Le Maroc avait d’abord accepté…
À la lecture d’un chapitre consacré au sujet dans son autobiographie (“La reddition n’est pas une option” parue en 2008), John Bolton décrit l’inertie de l’administration américaine et des Nations unies dans la gestion de la résolution du conflit au Sahara occidental.
« Un de mes objectifs, je l’ai suggéré, pouvait être finalement de mettre fin à l’opération de maintien de la paix de longue date en organisant le référendum sur le futur statut du Sahara occidental”, écrit le diplomate. À cette proposition, “il y eut des rires dans la pièce” qui “se révélèrent justifiés » puisqu’aucune issue favorable ne fut trouvée à son départ seize mois plus tard, confie John Bolton.

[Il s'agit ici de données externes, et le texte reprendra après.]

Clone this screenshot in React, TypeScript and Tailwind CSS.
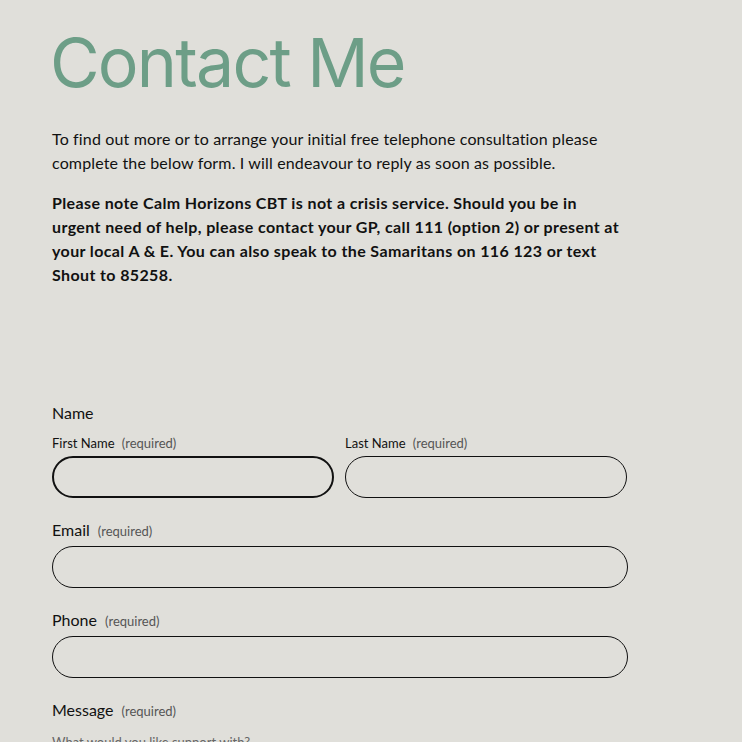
export default function App() {
  const body = { fontFamily: "Lato, 'Noto Sans', sans-serif" };
  return (
    <div className="min-h-[742px] bg-[#e0dfda] text-[#111111]" style={body}>
      <div className="pl-[52px] pr-[40px] pt-[22px] w-[680px]">
        <h1
          className="-ml-[2px] text-[68px] leading-[80px] text-[#6d9e87] font-normal tracking-[-1.8px]"
          style={{ fontFamily: "Inter, sans-serif" }}
        >
          Contact Me
        </h1>
        <p className="mt-[25px] text-[16px] leading-[24px] tracking-[0.15px] w-[575px]">
          To find out more or to arrange your initial free telephone consultation please complete the below form. I will endeavour to reply as soon as possible.
        </p>
        <p className="mt-[16px] text-[16px] leading-[24px] font-bold tracking-[0.38px] w-[575px]">
          Please note Calm Horizons CBT is not a crisis service. Should you be in urgent need of help, please contact your GP, call 111 (option 2) or present at your local A &amp; E. You can also speak to the Samaritans on 116 123 or text Shout to 85258.
        </p>

        <form className="mt-[115px] w-[576px] flex flex-col">
          <div className="text-[16px] leading-[22px]">Name</div>
          <div className="mt-[10px] grid grid-cols-[282px_282px] gap-[11px]">
            <label className="flex flex-col">
              <span className="text-[13px] leading-[18px]">
                First Name <span className="ml-[4px] text-[#555]">(required)</span>
              </span>
              <input className="mt-[4px] h-[42px] rounded-full border-2 border-[#111] bg-transparent outline-none" />
            </label>
            <label className="flex flex-col">
              <span className="text-[13px] leading-[18px]">
                Last Name <span className="ml-[4px] text-[#555]">(required)</span>
              </span>
              <input className="mt-[4px] h-[42px] rounded-full border border-[#111] bg-transparent outline-none" />
            </label>
          </div>

          <label className="mt-[21px] flex flex-col">
            <span className="text-[16px] leading-[22px]">
              Email <span className="ml-[4px] text-[13px] text-[#555]">(required)</span>
            </span>
            <input className="mt-[4px] h-[42px] rounded-full border border-[#111] bg-transparent outline-none" />
          </label>

          <label className="mt-[21px] flex flex-col">
            <span className="text-[16px] leading-[22px]">
              Phone <span className="ml-[4px] text-[13px] text-[#555]">(required)</span>
            </span>
            <input className="mt-[4px] h-[42px] rounded-full border border-[#111] bg-transparent outline-none" />
          </label>

          <label className="mt-[21px] flex flex-col">
            <span className="text-[16px] leading-[22px]">
              Message <span className="ml-[4px] text-[13px] text-[#555]">(required)</span>
            </span>
            <span className="mt-[11px] text-[13px] leading-[18px] text-[#666]">What would you like support with?</span>
          </label>
        </form>
      </div>
    </div>
  );
}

Dans cet ouvrage, le diplomate rappelle que le Maroc avait d’abord accepté un référendum avant de bloquer « les mesures nécessaires pour le mener, comme l’identification et l’inscription des électeurs ». « C’était un exemple clair des limites des opérations de maintien de la paix de l’ONU (…), à savoir qu’il n’y avait aucune chance de trouver une issue favorable si l’une des parties se refusait à coopérer ». Dans un tel cadre, « la Minurso semblait bien partie pour acquérir un statut éternel parce que personne n’était en mesure de savoir quoi en faire », écrit John Bolton.
“La bureaucratie du département d’État soutenue par le Conseil de sécurité nationale avec Elliot Abrams”, et convertie aux intérêts de Rabat, l’empêchera de mener à bien sa mission. « Ils ont accepté la ligne défendue par le Maroc selon laquelle l’indépendance du Sahara occidental – pour laquelle quasiment tout le monde pensait que les Sahraouis opteraient lors d’un référendum libre et équitable – déstabiliserait le Maroc et risquerait une prise de contrôle par des islamistes extrémistes », écrit John Bolton dans cet ouvrage.
« Je m’interrogeais sur ce qu’il était advenu du soutien de l’administration Bush à la “démocratie” dans l’ensemble du Moyen-Orient, mais il n’y avait aucun mystère sur le fait que la stabilité du roi Mohammed IV prédominait sur l’autodétermination », tance le diplomate.